Selectivity is a function calculate the selectivity of the expressions. The definition of selectivity is (row count after filter / row count before filter). And exprs must be CNF now, in other words, `exprs[0] and exprs[1] and ... and exprs[len - 1]` should be held when you call this. Currently the time complexity is o(n^2).

type Histogram

type Histogram struct {
	ID        int64 // Column ID.
	NDV       int64 // Number of distinct values.
	NullCount int64 // Number of null values.
	// LastUpdateVersion is the version that this histogram updated last time.
	LastUpdateVersion uint64

	Tp *types.FieldType

	// Histogram elements.
	//
	// A bucket bound is the smallest and greatest values stored in the bucket. The lower and upper bound
	// are stored in one column.
	//
	// A bucket count is the number of items stored in all previous buckets and the current bucket.
	// Bucket counts are always in increasing order.
	//
	// A bucket repeat is the number of repeats of the bucket value, it can be used to find popular values.
	Bounds  *chunk.Chunk
	Buckets []Bucket

	// TotColSize is the total column size for the histogram.
	// For unfixed-len types, it includes LEN and BYTE.
	TotColSize int64

	// Correlation is the statistical correlation between physical row ordering and logical ordering of
	// the column values. This ranges from -1 to +1, and it is only valid for Column histogram, not for
	// Index histogram.
	Correlation float64
	// contains filtered or unexported fields
}

Histogram represents statistics for a column or index.

func NewHistogram

func NewHistogram(id, ndv, nullCount int64, version uint64, tp *types.FieldType, bucketSize int, totColSize int64) *Histogram

NewHistogram creates a new histogram.

func (*Histogram) AddIdxVals

func (hg *Histogram) AddIdxVals(idxValCntPairs []TopNMeta)
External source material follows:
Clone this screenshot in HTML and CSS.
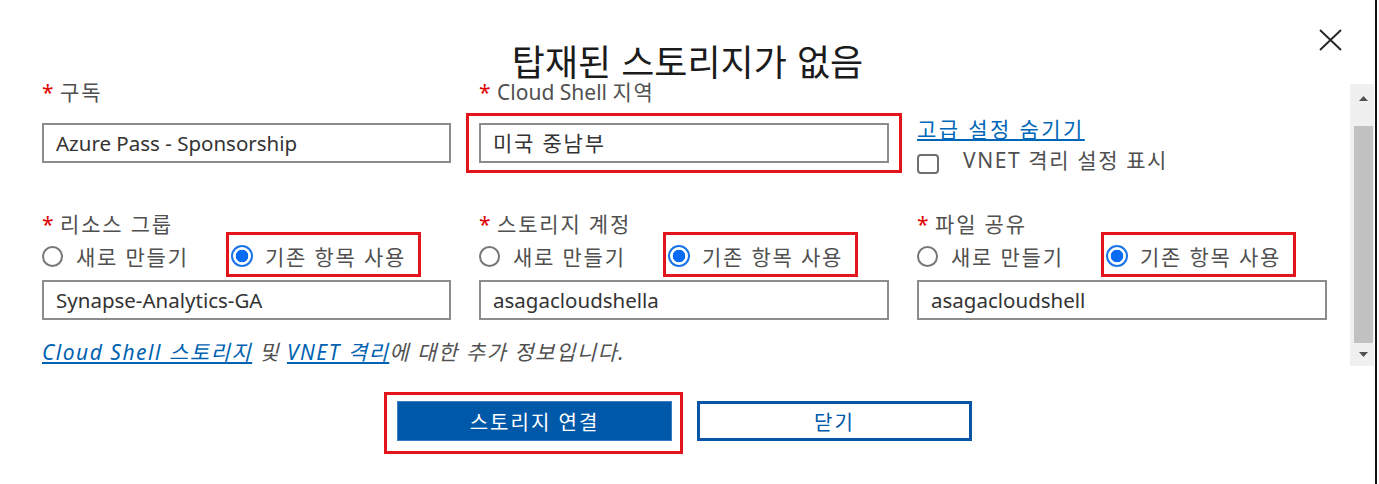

AddIdxVals adds the given values to the histogram.

func (*Histogram) AppendBucket

func (hg *Histogram) AppendBucket(lower *types.Datum, upper *types.Datum, count, repeat int64)

AppendBucket appends a bucket into `hg`.

func (*Histogram) AppendBucketWithNDV

func (hg *Histogram) AppendBucketWithNDV(lower *types.Datum, upper *types.Datum, count, repeat, ndv int64)

AppendBucketWithNDV appends a bucket into `hg` and set value for field `NDV`.

func (*Histogram) AvgCountPerNotNullValue

func (hg *Histogram) AvgCountPerNotNullValue(totalCount int64) float64

AvgCountPerNotNullValue gets the average row count per value by the data of histogram.

func (*Histogram) BetweenRowCount

func (hg *Histogram) BetweenRowCount(a, b types.Datum) float64

BetweenRowCount estimates the row count where column greater or equal to a and less than b.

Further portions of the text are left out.